The dark and creepy gets dull and creaky in Insidious: The Last Key
The success of Insidious, the low-budget horror flick about a family trying to rid itself of ghosts and demons with the help of a trio of kooky paranormal investigators, and its more classical and polished follow-up, The Conjuring, turned director James Wan into the modern multiplex’s leading producer of formulaic but effective haunted-house scares, cranking out more sequels and spin-offs (à la Wan and screenwriter Leigh Whannell’s earlier torture-porn soap opera Saw) than he could ever helm himself. But underneath the technical expertise that Wan and protégé directors like David F. Sandberg have brought to many of these projects are premises as moldy and interchangeable as the rambling American Colonial and Craftsman-style homes where most of these movies are set—dusty collections of creepy dolls, jump scares, dark cellars, and other public-domain genre tropes. Without the snazz of Wan’s maturing style, they end up looking like Adam Robitel’s Insidious: The Last Key, a clumsy and internally confused sequel to Insidious: Chapter 3 (which was, uh, a prequel to the first film) that offers strictly mechanical jolts.

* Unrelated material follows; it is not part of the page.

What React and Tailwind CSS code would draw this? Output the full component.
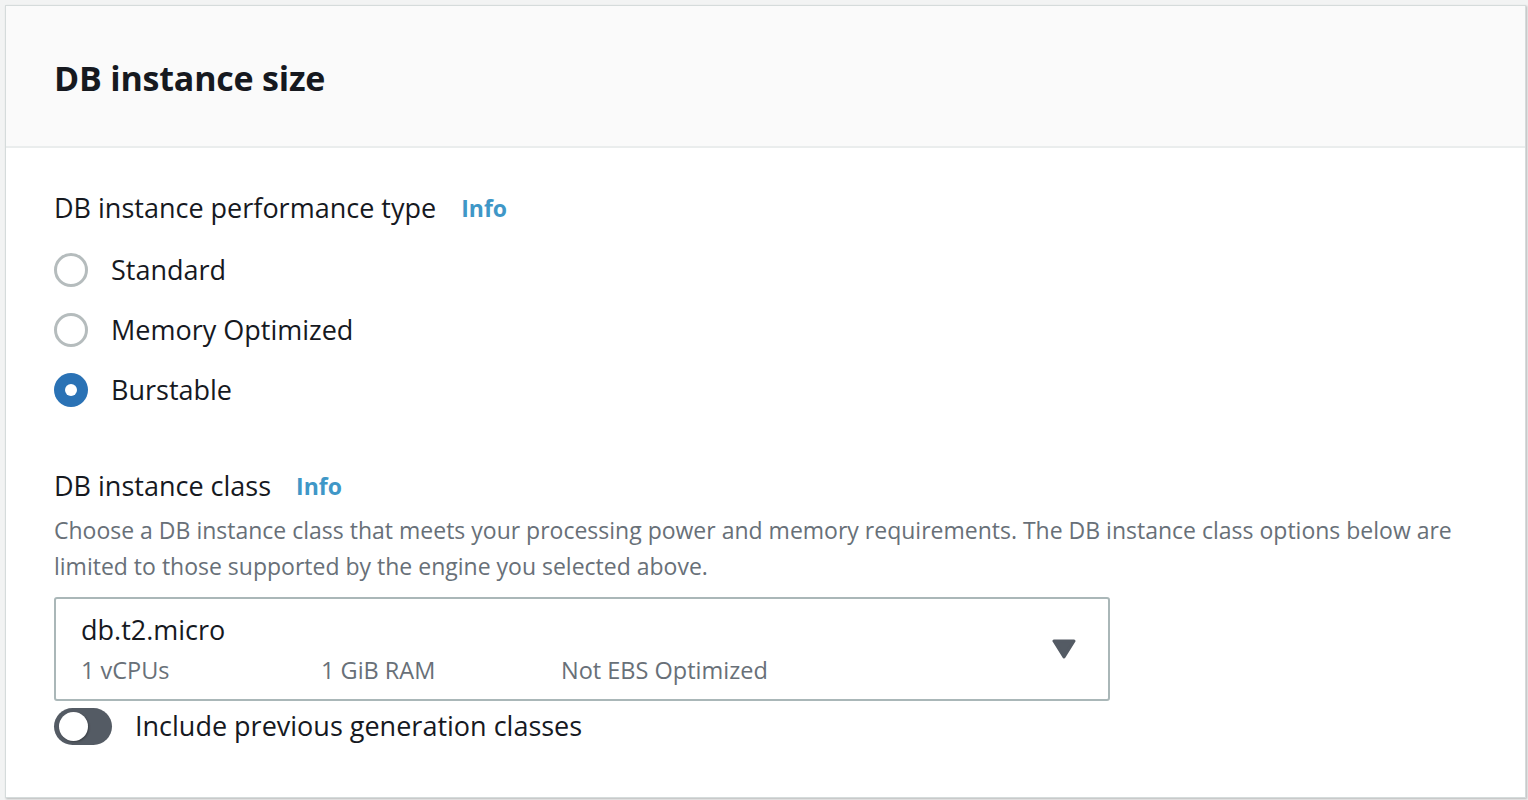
import React from 'react';

function Radio({ label, checked }) {
  return (
    <label className="flex items-center h-[60px]">
      {checked ? (
        <span className="w-[34px] h-[34px] rounded-full bg-[#2a72b5] flex items-center justify-center">
          <span className="w-[12px] h-[12px] rounded-full bg-white" />
        </span>
      ) : (
        <span className="w-[34px] h-[34px] rounded-full border-[3px] border-[#b5bcbd] bg-white" />
      )}
      <span className="ml-[23px] text-[27px] text-[#16191f]">{label}</span>
    </label>
  );
}

export default function App() {
  return (
    <div
      className="w-[1528px] h-[800px] bg-[#f2f3f3] pt-[5px] pl-[5px] overflow-hidden"
      style={{ fontFamily: '"Open Sans", "Noto Sans", Arial, sans-serif' }}
    >
      <div className="w-[1521px] h-[793px] bg-white border border-[#d5dbdb] shadow-[1px_1px_2px_rgba(0,0,0,0.25)] flex flex-col">
        {/* Header */}
        <div className="h-[142px] bg-[#fafafa] border-b-2 border-[#eaeded] flex items-center pl-[48px] pt-[4px]">
          <h2 className="text-[34px] font-bold text-[#16191f] tracking-[-0.2px]">DB instance size</h2>
        </div>

        {/* Body */}
        <div className="pl-[48px] pt-[42px]">
          <div className="flex items-center h-[36px]">
            <span className="text-[27px] text-[#16191f]">DB instance performance type</span>
            <a className="ml-[25px] text-[23px] font-bold text-[#3f97c7]">Info</a>
          </div>

          <div className="mt-[14px] flex flex-col">
            <Radio label="Standard" />
            <Radio label="Memory Optimized" />
            <Radio label="Burstable" checked />
          </div>

          <div className="mt-[48px] flex items-center h-[36px]">
            <span className="text-[27px] text-[#16191f]">DB instance class</span>
            <a className="ml-[25px] text-[23px] font-bold text-[#3f97c7]">Info</a>
          </div>
          <p className="mt-[8px] text-[23px] leading-[36px] text-[#687078] w-[1420px]">
            Choose a DB instance class that meets your processing power and memory requirements. The DB instance class options below are limited to those supported by the engine you selected above.
          </p>

          <div className="mt-[13px] w-[1056px] h-[104px] border-2 border-[#aab7b8] rounded-[3px] flex items-center pl-[25px] pr-[32px]">
            <div className="flex-1 flex flex-col">
              <span className="text-[27px] leading-[36px] text-[#16191f]">db.t2.micro</span>
              <div className="mt-[6px] flex text-[23.5px] leading-[32px] text-[#687078]">
                <span className="w-[240px]">1 vCPUs</span>
                <span className="w-[240px]">1 GiB RAM</span>
                <span>Not EBS Optimized</span>
              </div>
            </div>
            <svg width="24" height="20" viewBox="0 0 24 20">
              <path d="M2 2 H22 L12 18 Z" fill="#545b64" stroke="#545b64" strokeWidth="3" strokeLinejoin="round" />
            </svg>
          </div>

          <div className="mt-[5px] flex items-center">
            <span className="relative w-[58px] h-[37px] rounded-full bg-[#545b64]">
              <span className="absolute left-[5px] top-[4px] w-[29px] h-[29px] rounded-full bg-white shadow-[1px_1px_2px_rgba(0,0,0,0.3)]" />
            </span>
            <span className="ml-[23px] text-[27px] text-[#16191f]">Include previous generation classes</span>
          </div>
        </div>
      </div>
    </div>
  );
}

Ironically, the most unusual-by-Hollywood-standards feature of this series is also one of its indestructible constants; as the psychic and demon expert Elise Rainier, Lin Shaye makes for an unconventional star, not only because she’s a woman in her seventies, but because her character bit the bullet three films ago. Set mostly in 2010, The Last Key finds Elise and her grating, Best Buy-Geek Squad-looking comic-relief sidekicks Specs (Whannell) and Tucker (Angus Sampson) traveling to fictional Five Keys, New Mexico (“We’ll unlock your heart”) to investigate paranormal happenings at her own childhood home on behalf of its new owner, Ted Garza (Kirk Acevedo), a spooked trucker-hat hick who always looks like he just crawled out from under an old GMC Sierra. The house itself is like any other cursed property in the Wan-iverse: stained wallpaper, inadequate interior lighting, a huge and sinister basement.
Character motivations in haunted-house films rarely make sense, but Ted claims a surprisingly believable reason for not just getting the hell out at the first sign of the supernatural: He’s sunk his savings into the house thinking he could flip it. (It follows that the characters most likely to fall prey to evil lurking in long-vacant properties would be working-class; the idea is loaded with fresh potential and commentary, though, with the exception of Brad Anderson’s Session 9, it remains unexplored.) But this turns out be something of a red herring, as does the 1950s-era fallout shelter below the house and the abandoned penitentiary that looms nearby (Elise’s dad, we learn, was a tyrannical assistant warden), a looming symbol of the movie’s wasted potential. For the most part, The Last Key opts for the very familiar—more scurrying ghouls with personal-space issues, more yawning doors, and another trip into the Further, the black-light-and-fog-machine limbo dimension that exactly resembles a Halloween haunted house. The original film somehow managed to make the Further scary; here, one can practically taste the vaporized glycol.
There’s a certain amount of magician’s craft and showmanship that goes into a film like this: The tricks are simple and repetitive, and once the audience figures out how they work, they’re bound to get bored. Robitel, who previously directed the found-footage The Taking Of Deborah Logan, tries his darnedest to synthesize Wan’s surface effects: the period decors (there’s an extended prologue set in 1953); the wide-angle shots of murky hallways; the curtain-black shadows; the Spielbergian touches, including a promising (but pointless) opening shot that pulls back from the keyhole of an iron gate into a matte-painting-esque view of the house and prison. But he is as lost in Whannell’s script as the characters, who traipse around, trapped in their own stupefacient Further of bad acting, puzzling plot twists, and wince-inducing comedic banter, never thinking to look over their shoulders. Horror is the domain of fascinating subtexts, but there’s not much going on below the surface of The Last Key’s garbled screenplay, which adds subplots about child abuse, serial killers, and psychological trauma into the familiar mix of “don’t open that door”s and “it’s right behind you”s. The end result seems misguided at first glance, but, upon closer examination, doesn’t make a lick of sense. Perhaps that’s for the best.